To be done: All of the material below is to be repeated exactly.

══════

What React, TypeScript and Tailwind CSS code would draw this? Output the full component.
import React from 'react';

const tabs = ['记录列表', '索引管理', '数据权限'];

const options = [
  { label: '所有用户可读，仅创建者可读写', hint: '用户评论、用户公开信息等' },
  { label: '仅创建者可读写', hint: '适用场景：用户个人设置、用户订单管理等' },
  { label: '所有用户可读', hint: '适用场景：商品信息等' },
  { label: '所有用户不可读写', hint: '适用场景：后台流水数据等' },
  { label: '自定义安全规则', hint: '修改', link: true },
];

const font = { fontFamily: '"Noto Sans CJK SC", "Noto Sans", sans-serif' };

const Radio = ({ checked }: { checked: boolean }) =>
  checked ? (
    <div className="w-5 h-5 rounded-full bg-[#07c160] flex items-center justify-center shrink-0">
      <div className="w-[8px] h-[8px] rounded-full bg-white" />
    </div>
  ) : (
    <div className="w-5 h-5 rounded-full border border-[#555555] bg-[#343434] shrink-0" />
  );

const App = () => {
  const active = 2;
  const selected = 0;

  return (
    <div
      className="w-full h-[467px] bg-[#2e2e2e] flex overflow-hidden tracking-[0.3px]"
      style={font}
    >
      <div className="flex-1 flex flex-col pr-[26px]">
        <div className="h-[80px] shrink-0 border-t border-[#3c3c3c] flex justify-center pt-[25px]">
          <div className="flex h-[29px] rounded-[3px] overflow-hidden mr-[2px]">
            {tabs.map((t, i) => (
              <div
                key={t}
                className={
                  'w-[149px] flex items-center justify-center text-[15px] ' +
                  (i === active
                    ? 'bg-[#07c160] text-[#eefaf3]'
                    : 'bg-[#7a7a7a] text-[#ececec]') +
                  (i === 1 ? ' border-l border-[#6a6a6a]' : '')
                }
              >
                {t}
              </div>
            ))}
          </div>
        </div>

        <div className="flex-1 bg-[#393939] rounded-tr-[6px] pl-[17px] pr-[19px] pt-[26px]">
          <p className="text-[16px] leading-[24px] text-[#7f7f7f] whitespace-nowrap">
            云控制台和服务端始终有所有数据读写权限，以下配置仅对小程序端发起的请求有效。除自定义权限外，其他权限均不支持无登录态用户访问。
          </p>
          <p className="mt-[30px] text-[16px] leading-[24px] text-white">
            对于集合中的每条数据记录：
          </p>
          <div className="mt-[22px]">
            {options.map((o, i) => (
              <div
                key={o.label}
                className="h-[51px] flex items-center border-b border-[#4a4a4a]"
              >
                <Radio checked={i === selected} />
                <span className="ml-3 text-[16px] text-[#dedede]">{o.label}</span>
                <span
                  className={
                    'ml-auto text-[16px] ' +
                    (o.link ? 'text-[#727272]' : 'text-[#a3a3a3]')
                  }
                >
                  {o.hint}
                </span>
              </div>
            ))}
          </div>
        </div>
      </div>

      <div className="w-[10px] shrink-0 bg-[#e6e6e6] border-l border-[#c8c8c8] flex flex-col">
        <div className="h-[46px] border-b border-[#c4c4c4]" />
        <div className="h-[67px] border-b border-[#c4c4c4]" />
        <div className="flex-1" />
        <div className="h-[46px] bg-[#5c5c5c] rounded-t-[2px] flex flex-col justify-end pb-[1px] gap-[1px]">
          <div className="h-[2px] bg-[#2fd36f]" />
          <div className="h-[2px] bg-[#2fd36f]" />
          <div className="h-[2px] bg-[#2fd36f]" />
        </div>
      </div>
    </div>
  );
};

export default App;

══════

Full output:
What React, TypeScript and Tailwind CSS code would draw this? Output the full component.
import React from 'react';

const tabs = ['记录列表', '索引管理', '数据权限'];

const options = [
  { label: '所有用户可读，仅创建者可读写', hint: '用户评论、用户公开信息等' },
  { label: '仅创建者可读写', hint: '适用场景：用户个人设置、用户订单管理等' },
  { label: '所有用户可读', hint: '适用场景：商品信息等' },
  { label: '所有用户不可读写', hint: '适用场景：后台流水数据等' },
  { label: '自定义安全规则', hint: '修改', link: true },
];

const font = { fontFamily: '"Noto Sans CJK SC", "Noto Sans", sans-serif' };

const Radio = ({ checked }: { checked: boolean }) =>
  checked ? (
    <div className="w-5 h-5 rounded-full bg-[#07c160] flex items-center justify-center shrink-0">
      <div className="w-[8px] h-[8px] rounded-full bg-white" />
    </div>
  ) : (
    <div className="w-5 h-5 rounded-full border border-[#555555] bg-[#343434] shrink-0" />
  );

const App = () => {
  const active = 2;
  const selected = 0;

  return (
    <div
      className="w-full h-[467px] bg-[#2e2e2e] flex overflow-hidden tracking-[0.3px]"
      style={font}
    >
      <div className="flex-1 flex flex-col pr-[26px]">
        <div className="h-[80px] shrink-0 border-t border-[#3c3c3c] flex justify-center pt-[25px]">
          <div className="flex h-[29px] rounded-[3px] overflow-hidden mr-[2px]">
            {tabs.map((t, i) => (
              <div
                key={t}
                className={
                  'w-[149px] flex items-center justify-center text-[15px] ' +
                  (i === active
                    ? 'bg-[#07c160] text-[#eefaf3]'
                    : 'bg-[#7a7a7a] text-[#ececec]') +
                  (i === 1 ? ' border-l border-[#6a6a6a]' : '')
                }
              >
                {t}
              </div>
            ))}
          </div>
        </div>

        <div className="flex-1 bg-[#393939] rounded-tr-[6px] pl-[17px] pr-[19px] pt-[26px]">
          <p className="text-[16px] leading-[24px] text-[#7f7f7f] whitespace-nowrap">
            云控制台和服务端始终有所有数据读写权限，以下配置仅对小程序端发起的请求有效。除自定义权限外，其他权限均不支持无登录态用户访问。
          </p>
          <p className="mt-[30px] text-[16px] leading-[24px] text-white">
            对于集合中的每条数据记录：
          </p>
          <div className="mt-[22px]">
            {options.map((o, i) => (
              <div
                key={o.label}
                className="h-[51px] flex items-center border-b border-[#4a4a4a]"
              >
                <Radio checked={i === selected} />
                <span className="ml-3 text-[16px] text-[#dedede]">{o.label}</span>
                <span
                  className={
                    'ml-auto text-[16px] ' +
                    (o.link ? 'text-[#727272]' : 'text-[#a3a3a3]')
                  }
                >
                  {o.hint}
                </span>
              </div>
            ))}
          </div>
        </div>
      </div>

      <div className="w-[10px] shrink-0 bg-[#e6e6e6] border-l border-[#c8c8c8] flex flex-col">
        <div className="h-[46px] border-b border-[#c4c4c4]" />
        <div className="h-[67px] border-b border-[#c4c4c4]" />
        <div className="flex-1" />
        <div className="h-[46px] bg-[#5c5c5c] rounded-t-[2px] flex flex-col justify-end pb-[1px] gap-[1px]">
          <div className="h-[2px] bg-[#2fd36f]" />
          <div className="h-[2px] bg-[#2fd36f]" />
          <div className="h-[2px] bg-[#2fd36f]" />
        </div>
      </div>
    </div>
  );
};

export default App;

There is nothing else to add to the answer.